İçel’deki işsizlik oranlarına da değinen Öztrak, “İçel’de işsizlik oranı 2011 yılında yüzde 9,2 iken, bugün yüzde 12,4. Türkiye ortalamasının 3,2 puan üstünde. İçel’de ciddi bir işsizlik problemi var. İstihdam oranında da 4 yılda yaklaşık 4,3 puanlık bir düşüş var. Bütün bölgede en yüksek düşüş İçel’de. İçel’de derhal bu konulara el atılması gerekiyor. İçel’de ev kiraları 4 yılda yüzde 70 artmış. Türkiye ortalamasının çok üstünde. Bunlar hep göçün getirdiği bir takım baskılar ve buradaki ihracat kaybının ortaya çıkardığı problemler” şeklinde konuştu.
“NARENCİYE ÜRETİCİSİ ŞAMAR OĞLANINA DÖNDÜ”
Son dönemde İçel’de narenciyede de çok ciddi sorunlar yaşandığına dikkat çeken Öztrak, özellikle Rusya ve Ukrayna’da son dönemde yaşananların, Rusya’ya yapılan narenciye ihracatını çok ciddi ölçüde olumsuz etkilediğini ifade etti.
Hükümetin derhal bu konuya el atması gerektiğinin altını çizen Öztrak, şöyle devam etti: “Her yıl bir başka sorun narenciyeyi gelip vuruyor. Narenciye üreticisi bu memlekette adeta şamar oğlanına döndü. Avrupa’da durgunluk oluyor narenciyeyi vuruyor, Irak’ta sorun oluyor narenciyeyi vuruyor, Suriye’de sorun oluyor narenciyeyi vuruyor.
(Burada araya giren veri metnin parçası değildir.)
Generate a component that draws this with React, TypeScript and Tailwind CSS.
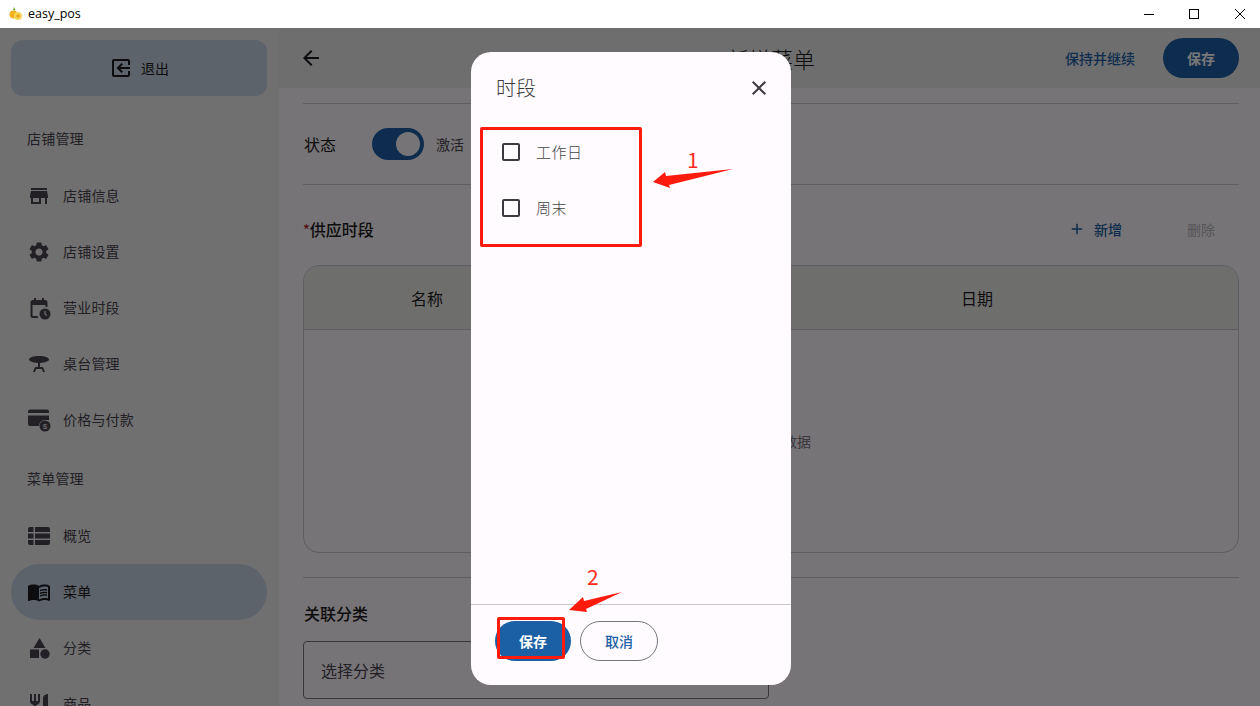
import React from 'react';
import {
  MdAdd,
  MdArrowBack,
  MdClose,
  MdMenuBook,
  MdOutlineExitToApp,
  MdRestaurant,
  MdSettings,
  MdStore,
  MdTableBar,
} from 'react-icons/md';

const font = { fontFamily: '"Noto Sans CJK SC", "Noto Sans", sans-serif' };

function CalendarClock({ className }: { className?: string }) {
  return (
    <svg viewBox="0 0 24 24" fill="currentColor" className={className}>
      <path d="M7 2v2H6a2.500 2.500 0 0 0-2.500 2.500V20A2 2 0 0 0 5.500 22H11v-2H5.500V9h13v2h2V6.500A2.500 2.500 0 0 0 18 4h-1V2h-2v2H9V2z" />
      <circle cx="18" cy="18" r="5.500" />
      <path d="M18 15v3.200l2 1.300" fill="none" stroke="#e6e6e6" strokeWidth="1.300" />
    </svg>
  );
}

function PriceCard({ className }: { className?: string }) {
  return (
    <svg viewBox="0 0 24 24" fill="currentColor" className={className}>
      <path d="M3 1.500h17a2 2 0 0 1 2 2V12h-4a6 6 0 0 0-6 6H3a2 2 0 0 1-2-2V3.500a2 2 0 0 1 2-2z" />
      <rect x="1" y="5" width="21" height="2.500" fill="#ededed" />
      <circle cx="18" cy="18" r="5.500" />
      <text x="18" y="21" textAnchor="middle" fontSize="8" fill="#ededed" fontFamily="Liberation Sans, sans-serif">
        $
      </text>
    </svg>
  );
}

function Shapes({ className }: { className?: string }) {
  return (
    <svg viewBox="0 0 24 24" fill="currentColor" className={className}>
      <path d="M12.500 2l6 10h-12z" />
      <rect x="3" y="13.500" width="9" height="8.500" />
      <circle cx="18" cy="18" r="4.700" />
    </svg>
  );
}

// 概览：三行列表，比 MdViewList 更宽一点
function Rows({ className }: { className?: string }) {
  return (
    <svg viewBox="0 0 24 24" fill="currentColor" className={className}>
      <path d="M3 3h3.500v5H1V5a2 2 0 0 1 2-2zM8 3h13a2 2 0 0 1 2 2v3H8zM1 9.500h5.500v5H1zM8 9.500h15v5H8zM1 16h5.500v5H3a2 2 0 0 1-2-2zM8 16h15v3a2 2 0 0 1-2 2H8z" />
    </svg>
  );
}

function WindowIcon() {
  return (
    <svg viewBox="0 0 14 14" className="h-[14px] w-[14px]">
      <path d="M5 0l1.500 3L4 3.500z" fill="#6aa82a" />
      <circle cx="4.500" cy="7.500" r="4" fill="#f3b21c" />
      <circle cx="9" cy="9" r="4" fill="#f8d55c" />
      <circle cx="9" cy="9" r="1.800" fill="#e9a417" />
    </svg>
  );
}

function NavItem({
  icon,
  label,
  active,
}: {
  icon: React.ReactNode;
  label: string;
  active?: boolean;
}) {
  return (
    <div
      className={`flex h-14 items-center gap-3 rounded-full pl-4 text-sm tracking-[0.2px] ${
        active ? 'bg-[#c4d3e4] text-[#1d1b20]' : 'text-[#49454f]'
      }`}
    >
      {icon}
      <span className="pb-[2px]">{label}</span>
    </div>
  );
}

function SectionLabel({ children }: { children: React.ReactNode }) {
  return <div className="flex h-[60px] items-center pl-4 text-sm tracking-[0.2px] text-[#49454f]">{children}</div>;
}

function Sidebar() {
  const iconClass = 'h-6 w-6 shrink-0';
  return (
    <aside className="h-full w-[279px] shrink-0 overflow-hidden bg-[#ededed] pt-3 pr-3 pl-[11px]">
      <div className="flex h-14 items-center justify-center gap-2 rounded-xl bg-[#c4d3e4] text-sm text-[#1d1b20]">
        <MdOutlineExitToApp className="h-6 w-6 -scale-x-100" />
        <span>退出</span>
      </div>
      <div className="mt-3">
        <SectionLabel>店铺管理</SectionLabel>
        <NavItem icon={<MdStore className={iconClass} />} label="店铺信息" />
        <NavItem icon={<MdSettings className={iconClass} />} label="店铺设置" />
        <NavItem icon={<CalendarClock className={iconClass} />} label="营业时段" />
        <NavItem icon={<MdTableBar className={iconClass} />} label="桌台管理" />
        <NavItem icon={<PriceCard className={iconClass} />} label="价格与付款" />
        <SectionLabel>菜单管理</SectionLabel>
        <NavItem icon={<Rows className={iconClass} />} label="概览" />
        <NavItem active icon={<MdMenuBook className={iconClass} />} label="菜单" />
        <NavItem icon={<Shapes className={iconClass} />} label="分类" />
        <NavItem icon={<MdRestaurant className={iconClass} />} label="商品" />
      </div>
    </aside>
  );
}

function Main() {
  return (
    <main className="relative h-full min-w-0 flex-1 overflow-hidden bg-[#fbf7fb]">
      <header className="flex h-[60px] items-center bg-[#eaeaea] pr-[21px] pl-5">
        <MdArrowBack className="h-6 w-6 text-[#1d1b20]" />
        <div className="flex-1 pl-[154px] text-center text-[22px] font-light text-[#1d1b20]">新增菜单</div>
        <span className="mr-7 text-sm font-medium text-[#1e60a6]">保持并继续</span>
        <button className="h-10 w-[76px] rounded-full bg-[#1e60a6] text-sm font-bold text-white">保存</button>
      </header>
      <div className="pt-[15px] pr-[21px] pl-6">
        <div className="flex h-[82px] items-center border-y border-[#cac4d0] text-[#1d1b20]">
          <span className="w-[69px] pl-px text-base">状态</span>
          <span className="flex h-8 w-[52px] items-center justify-end rounded-full bg-[#1e60a6] pr-1">
            <span className="h-6 w-6 rounded-full bg-[#fbf7fb]" />
          </span>
          <span className="ml-3 text-sm text-[#49454f]">激活</span>
        </div>
        <div className="mt-[25px] flex h-10 items-center pb-[2px] font-medium text-[#1d1b20]">
          <span className="text-sm text-[#b3261e]">*</span>
          <span className="text-base">供应时段</span>
          <MdAdd className="ml-auto h-[18px] w-[18px] text-[#1e60a6]" />
          <span className="ml-2 text-sm text-[#1e60a6]">新增</span>
          <span className="mr-6 ml-[65px] text-sm font-normal text-[#b8b5bb]">删除</span>
        </div>
        <div className="mt-[15px] h-[288px] overflow-hidden rounded-2xl border border-[#cac4d0]">
          <div className="grid h-16 grid-cols-[246px_166px_1fr] items-center border-b border-[#cac4d0] bg-[#eaeae8] text-center text-base text-[#1d1b20]">
            <span>名称</span>
            <span />
            <span>日期</span>
          </div>
          <div className="flex h-[222px] items-center justify-center pl-6 text-sm text-[#79747e]">暂无数据</div>
        </div>
        <div className="mt-6 h-px bg-[#cac4d0]" />
        <div className="mt-[23px] pl-px text-base font-medium text-[#1d1b20]">关联分类</div>
        <div className="mt-4 flex h-[58px] w-[466px] items-center rounded border border-[#79747e] pl-[17px] text-base text-[#49454f]">
          选择分类
        </div>
      </div>
      <div className="absolute top-[267px] right-[7px] h-[65px] w-px bg-[#fffbff]/10" />
    </main>
  );
}

function PeriodDialog() {
  return (
    <div className="flex h-[633px] w-[320px] flex-col overflow-hidden rounded-[20px] bg-[#fffbff]">
      <div className="flex h-[72px] items-center justify-between pr-5 pl-[25px]">
        <span className="text-xl font-light text-[#3c3a40]">时段</span>
        <MdClose className="h-6 w-6 text-[#3c3a40]" />
      </div>
      <div className="flex-1 pl-[31px] text-[15px] tracking-[0.5px] text-[#444444]">
        {['工作日', '周末'].map((day) => (
          <label key={day} className="flex h-14 items-center gap-4">
            <span className="h-[18px] w-[18px] rounded-[2px] border-2 border-[#3c3a40]" />
            <span className="font-light">{day}</span>
          </label>
        ))}
      </div>
      <div className="flex h-[81px] gap-[9px] border-t border-[#cac4d0] pt-4 pl-6">
        <button className="h-10 w-[76px] rounded-full bg-[#1b5fa5] text-sm font-bold text-white">保存</button>
        <button className="h-10 w-[78px] rounded-full border border-[#79747e] text-sm font-medium text-[#1b5fa5]">
          取消
        </button>
      </div>
    </div>
  );
}

// 标注层：红框、箭头、序号都压在对话框上面
function Annotations() {
  return (
    <>
      <div className="absolute top-[127px] left-[480px] h-[120px] w-[162px] rounded-[2px] border-[3px] border-[#ff1a0e]" />
      <div className="absolute top-[617px] left-[497px] h-[42px] w-[68px] rounded-[2px] border-[3px] border-[#ff1a0e]" />
      <svg viewBox="0 0 1260 706" className="absolute top-0 left-0 h-[706px] w-[1260px]">
        <path d="M653 182l12-10 1 4 67-7-64 16 1 3z" fill="#ff1a0e" />
        <path d="M569 610l14-13 1 4 38-9-36 17 1 3z" fill="#ff1a0e" />
      </svg>
      <span className="absolute top-[147px] left-[687px] text-[21px] leading-6 text-[#ff2a1a]">1</span>
      <span className="absolute top-[564px] left-[587px] text-[21px] leading-6 text-[#ff2a1a]">2</span>
    </>
  );
}

export default function App() {
  return (
    <div className="relative h-[706px] w-[1260px] overflow-hidden bg-white" style={font}>
      <div className="flex h-7 items-center bg-white pl-[9px] text-[12.5px] text-black">
        <WindowIcon />
        <span className="ml-[5px]" style={{ fontFamily: '"Open Sans", sans-serif' }}>
          easy_pos
        </span>
        <div className="ml-auto flex items-center">
          <span className="mr-[35px] h-px w-[10px] bg-black" />
          <span className="mr-[36px] h-[10px] w-[10px] border border-black" />
          <svg viewBox="0 0 10 10" className="mr-[15px] h-[10px] w-[10px]">
            <path d="M0 0l10 10M10 0L0 10" stroke="black" strokeWidth="1" />
          </svg>
        </div>
      </div>
      <div className="relative flex h-[678px]">
        <Sidebar />
        <Main />
        <div className="absolute inset-0 flex justify-center bg-black/[.53] pt-6 pl-[2px]">
          <PeriodDialog />
        </div>
      </div>
      <Annotations />
    </div>
  );
}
O zaman biz narenciye üreticisini koruyacak bir kurumsal yapıyı oluşturamıyoruz demektir.”
Tüm bu olumsuzluklar üzerinden AK Parti’yi eleştiren ve Türkiye’nin çok kötü yönetildiğini öne süren Öztrak, şunları kaydetti: “Bugün eğer Orta Doğu’da yaşananların üzerine bu hükümet mezhepçi yaklaşımıyla benzin dökmemiş olsaydı, belki bugün Orta Doğu’da yaşananlar ekonomik olarak bizi bu kadar fazla etkilemeyebilirdi. Bu hükümetin varlığı, aynı zamanda o bölgede bizim uzun vadeli işlemler yapıp, bu işi düzeltmemizi de engelliyor. Hükümete artık güven yok o bölgede. Bölgenin yeniden bir fırsat coğrafyası haline gelebilmesi, bu hükümetin iş başından ayrılmasına bağlı.”
AK Parti Konya Milletvekili Cem Zorlu’nun dün söylediği, ‘Yöneticilik istidadı olarak başbakan ile çoban arasında bir fark yoktur. Biri sürü yönetir, öbürü de halkı yönetir’ sözlerini de sert sözlerle eleştiren Öztrak, “Bu yaklaşım içinde bu ülkeyi yönetemezsiniz. Bunların bu milleti aşağılaması artık sonlanmalıdır. Türk milletine sürü demeye kimsenin hakkı yoktur” dedi.